What number of lines hold the word "styles"? State that number and nothing besides.
>> begin DATASET EXTRACT
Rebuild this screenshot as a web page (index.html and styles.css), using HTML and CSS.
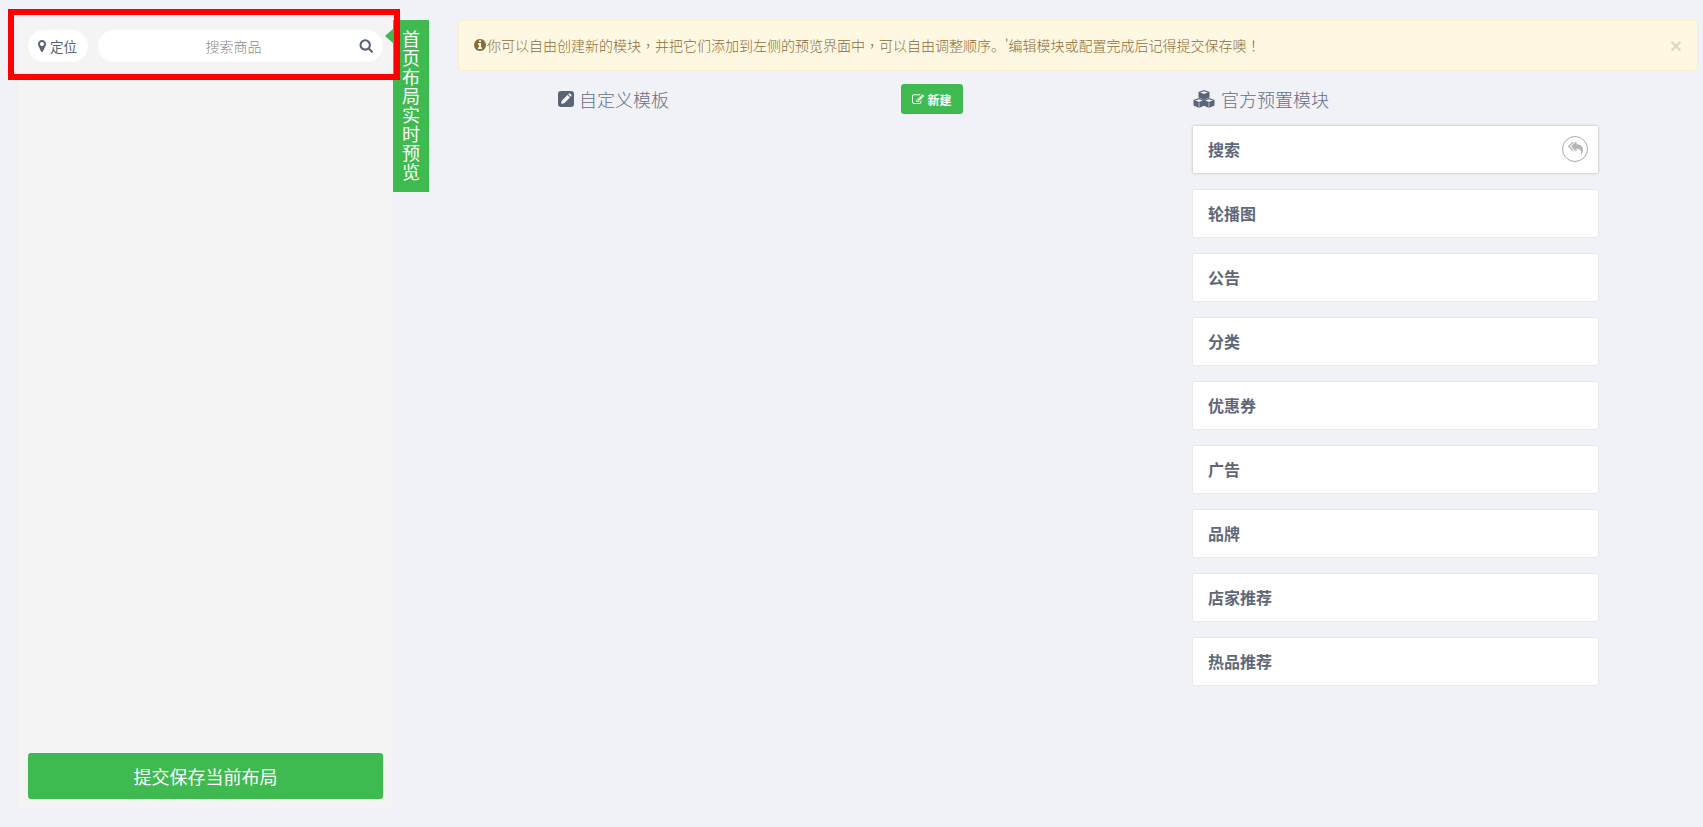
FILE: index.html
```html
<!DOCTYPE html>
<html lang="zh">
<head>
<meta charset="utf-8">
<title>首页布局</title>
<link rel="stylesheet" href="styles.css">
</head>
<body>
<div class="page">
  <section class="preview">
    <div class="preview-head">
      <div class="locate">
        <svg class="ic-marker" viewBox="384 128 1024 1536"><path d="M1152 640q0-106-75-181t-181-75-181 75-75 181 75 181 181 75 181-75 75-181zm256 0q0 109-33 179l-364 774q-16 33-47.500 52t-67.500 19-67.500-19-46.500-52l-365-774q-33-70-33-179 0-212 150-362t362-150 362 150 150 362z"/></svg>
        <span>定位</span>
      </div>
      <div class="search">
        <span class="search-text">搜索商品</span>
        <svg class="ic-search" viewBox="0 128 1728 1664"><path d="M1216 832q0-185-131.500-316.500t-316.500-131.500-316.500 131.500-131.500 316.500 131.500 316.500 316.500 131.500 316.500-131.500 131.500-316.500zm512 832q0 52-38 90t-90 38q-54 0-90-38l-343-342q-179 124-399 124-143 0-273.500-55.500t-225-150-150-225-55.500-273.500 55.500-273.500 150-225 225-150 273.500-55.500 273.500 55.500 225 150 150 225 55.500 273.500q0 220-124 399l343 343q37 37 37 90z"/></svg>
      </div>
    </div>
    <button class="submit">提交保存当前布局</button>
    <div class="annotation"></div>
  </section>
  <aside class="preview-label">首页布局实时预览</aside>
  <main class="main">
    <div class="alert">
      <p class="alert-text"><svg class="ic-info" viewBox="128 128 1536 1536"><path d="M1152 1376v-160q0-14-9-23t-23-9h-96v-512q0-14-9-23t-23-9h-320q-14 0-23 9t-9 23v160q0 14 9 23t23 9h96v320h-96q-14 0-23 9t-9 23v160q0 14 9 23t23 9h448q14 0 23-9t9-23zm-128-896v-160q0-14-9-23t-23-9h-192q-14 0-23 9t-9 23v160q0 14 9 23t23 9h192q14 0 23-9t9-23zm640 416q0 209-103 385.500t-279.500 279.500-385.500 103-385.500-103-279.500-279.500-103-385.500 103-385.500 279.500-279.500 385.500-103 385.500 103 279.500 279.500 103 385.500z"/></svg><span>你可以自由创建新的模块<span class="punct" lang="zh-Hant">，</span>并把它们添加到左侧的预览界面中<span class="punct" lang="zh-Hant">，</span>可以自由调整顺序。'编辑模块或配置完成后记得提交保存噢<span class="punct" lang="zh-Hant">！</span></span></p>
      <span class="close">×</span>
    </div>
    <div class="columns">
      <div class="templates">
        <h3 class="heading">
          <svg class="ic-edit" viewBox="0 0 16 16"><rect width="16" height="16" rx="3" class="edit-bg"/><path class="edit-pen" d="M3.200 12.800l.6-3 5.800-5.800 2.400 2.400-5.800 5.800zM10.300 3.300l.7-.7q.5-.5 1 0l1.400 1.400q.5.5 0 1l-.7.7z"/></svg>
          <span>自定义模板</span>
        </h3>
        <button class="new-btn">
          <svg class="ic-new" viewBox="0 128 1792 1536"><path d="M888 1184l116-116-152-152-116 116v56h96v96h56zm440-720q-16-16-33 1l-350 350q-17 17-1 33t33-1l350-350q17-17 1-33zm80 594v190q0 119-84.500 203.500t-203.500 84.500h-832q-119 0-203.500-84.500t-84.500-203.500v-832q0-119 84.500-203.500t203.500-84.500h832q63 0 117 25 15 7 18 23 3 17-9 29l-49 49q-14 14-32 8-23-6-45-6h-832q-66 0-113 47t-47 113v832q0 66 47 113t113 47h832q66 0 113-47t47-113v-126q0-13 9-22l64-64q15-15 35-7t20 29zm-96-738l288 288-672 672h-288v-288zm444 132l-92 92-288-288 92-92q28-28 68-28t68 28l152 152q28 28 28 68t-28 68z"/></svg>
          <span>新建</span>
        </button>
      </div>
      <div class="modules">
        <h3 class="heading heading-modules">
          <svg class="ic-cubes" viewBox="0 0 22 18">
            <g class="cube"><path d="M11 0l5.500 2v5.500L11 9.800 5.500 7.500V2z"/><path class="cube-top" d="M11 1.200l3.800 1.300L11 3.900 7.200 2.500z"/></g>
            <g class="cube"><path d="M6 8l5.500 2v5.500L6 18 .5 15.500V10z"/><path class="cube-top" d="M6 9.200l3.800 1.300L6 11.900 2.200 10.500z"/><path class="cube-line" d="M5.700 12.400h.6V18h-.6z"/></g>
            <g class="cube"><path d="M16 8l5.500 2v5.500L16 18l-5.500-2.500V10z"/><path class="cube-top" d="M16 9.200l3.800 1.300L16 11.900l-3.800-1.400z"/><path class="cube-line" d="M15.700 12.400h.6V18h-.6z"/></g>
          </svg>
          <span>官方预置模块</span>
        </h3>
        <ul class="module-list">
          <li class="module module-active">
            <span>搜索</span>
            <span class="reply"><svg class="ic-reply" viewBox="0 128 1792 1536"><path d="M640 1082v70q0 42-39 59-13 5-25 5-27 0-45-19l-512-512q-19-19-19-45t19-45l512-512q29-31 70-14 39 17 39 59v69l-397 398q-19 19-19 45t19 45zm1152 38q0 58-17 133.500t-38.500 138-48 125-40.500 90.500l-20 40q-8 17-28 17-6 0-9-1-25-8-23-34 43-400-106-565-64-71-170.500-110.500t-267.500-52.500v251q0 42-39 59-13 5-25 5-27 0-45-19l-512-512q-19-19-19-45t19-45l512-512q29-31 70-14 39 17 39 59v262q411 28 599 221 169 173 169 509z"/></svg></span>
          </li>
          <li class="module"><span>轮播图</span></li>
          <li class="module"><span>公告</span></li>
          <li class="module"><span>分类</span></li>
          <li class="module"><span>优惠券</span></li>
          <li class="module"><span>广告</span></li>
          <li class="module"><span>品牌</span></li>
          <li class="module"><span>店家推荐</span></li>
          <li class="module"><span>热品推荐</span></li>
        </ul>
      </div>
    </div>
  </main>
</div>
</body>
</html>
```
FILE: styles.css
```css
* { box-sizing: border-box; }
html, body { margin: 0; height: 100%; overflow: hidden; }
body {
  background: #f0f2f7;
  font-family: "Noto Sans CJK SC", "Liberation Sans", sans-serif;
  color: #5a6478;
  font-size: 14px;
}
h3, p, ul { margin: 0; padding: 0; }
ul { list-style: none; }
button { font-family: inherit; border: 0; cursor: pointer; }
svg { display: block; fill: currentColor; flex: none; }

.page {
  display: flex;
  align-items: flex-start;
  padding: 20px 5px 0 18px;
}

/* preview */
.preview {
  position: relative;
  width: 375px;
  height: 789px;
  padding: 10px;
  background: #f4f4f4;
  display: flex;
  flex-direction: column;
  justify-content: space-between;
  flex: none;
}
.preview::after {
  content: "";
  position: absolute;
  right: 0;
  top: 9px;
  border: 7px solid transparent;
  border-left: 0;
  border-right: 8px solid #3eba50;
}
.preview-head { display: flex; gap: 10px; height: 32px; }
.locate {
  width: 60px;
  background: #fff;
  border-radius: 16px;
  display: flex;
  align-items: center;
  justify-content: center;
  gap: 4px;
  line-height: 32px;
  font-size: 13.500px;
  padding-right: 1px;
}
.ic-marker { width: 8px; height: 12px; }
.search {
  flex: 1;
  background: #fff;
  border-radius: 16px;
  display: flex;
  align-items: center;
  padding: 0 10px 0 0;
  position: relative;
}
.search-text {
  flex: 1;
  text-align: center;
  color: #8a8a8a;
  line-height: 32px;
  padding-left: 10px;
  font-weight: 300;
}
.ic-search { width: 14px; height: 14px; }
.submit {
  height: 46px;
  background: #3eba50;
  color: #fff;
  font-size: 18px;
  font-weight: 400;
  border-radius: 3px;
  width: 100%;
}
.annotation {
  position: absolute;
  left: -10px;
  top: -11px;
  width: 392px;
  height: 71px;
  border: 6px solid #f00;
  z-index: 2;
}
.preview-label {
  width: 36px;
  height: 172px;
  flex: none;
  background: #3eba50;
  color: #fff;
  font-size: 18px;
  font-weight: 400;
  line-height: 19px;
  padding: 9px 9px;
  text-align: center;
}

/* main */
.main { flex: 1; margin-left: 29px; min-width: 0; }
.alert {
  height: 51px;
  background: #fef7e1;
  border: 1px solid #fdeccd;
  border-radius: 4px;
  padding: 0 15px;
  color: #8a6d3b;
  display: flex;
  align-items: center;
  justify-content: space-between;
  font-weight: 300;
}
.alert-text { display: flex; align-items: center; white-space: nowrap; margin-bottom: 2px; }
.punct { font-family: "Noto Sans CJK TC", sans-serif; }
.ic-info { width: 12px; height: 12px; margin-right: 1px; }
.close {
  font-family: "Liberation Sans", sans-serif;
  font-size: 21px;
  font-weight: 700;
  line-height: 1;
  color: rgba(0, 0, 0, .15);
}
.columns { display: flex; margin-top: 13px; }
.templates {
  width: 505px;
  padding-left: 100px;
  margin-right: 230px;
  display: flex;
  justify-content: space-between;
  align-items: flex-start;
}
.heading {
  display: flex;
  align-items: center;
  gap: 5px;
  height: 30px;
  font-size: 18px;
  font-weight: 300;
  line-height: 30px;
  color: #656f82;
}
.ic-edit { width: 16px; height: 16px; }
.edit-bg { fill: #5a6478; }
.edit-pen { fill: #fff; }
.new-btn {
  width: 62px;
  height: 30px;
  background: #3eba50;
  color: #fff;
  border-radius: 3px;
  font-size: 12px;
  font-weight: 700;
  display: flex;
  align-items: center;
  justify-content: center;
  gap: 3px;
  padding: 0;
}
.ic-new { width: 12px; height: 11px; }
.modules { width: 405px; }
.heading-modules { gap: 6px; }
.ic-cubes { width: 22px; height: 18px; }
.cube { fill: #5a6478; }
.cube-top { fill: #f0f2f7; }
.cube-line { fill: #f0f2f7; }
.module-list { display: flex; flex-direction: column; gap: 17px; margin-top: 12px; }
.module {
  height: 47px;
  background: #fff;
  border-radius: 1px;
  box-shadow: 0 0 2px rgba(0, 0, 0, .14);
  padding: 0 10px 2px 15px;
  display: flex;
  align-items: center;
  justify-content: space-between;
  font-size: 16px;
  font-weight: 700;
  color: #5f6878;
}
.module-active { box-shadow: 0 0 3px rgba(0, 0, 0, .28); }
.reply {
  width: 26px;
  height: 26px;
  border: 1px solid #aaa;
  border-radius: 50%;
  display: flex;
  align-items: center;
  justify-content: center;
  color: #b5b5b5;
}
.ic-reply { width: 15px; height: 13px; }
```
>> end DATASET EXTRACT
SOLUTION BELOW: 3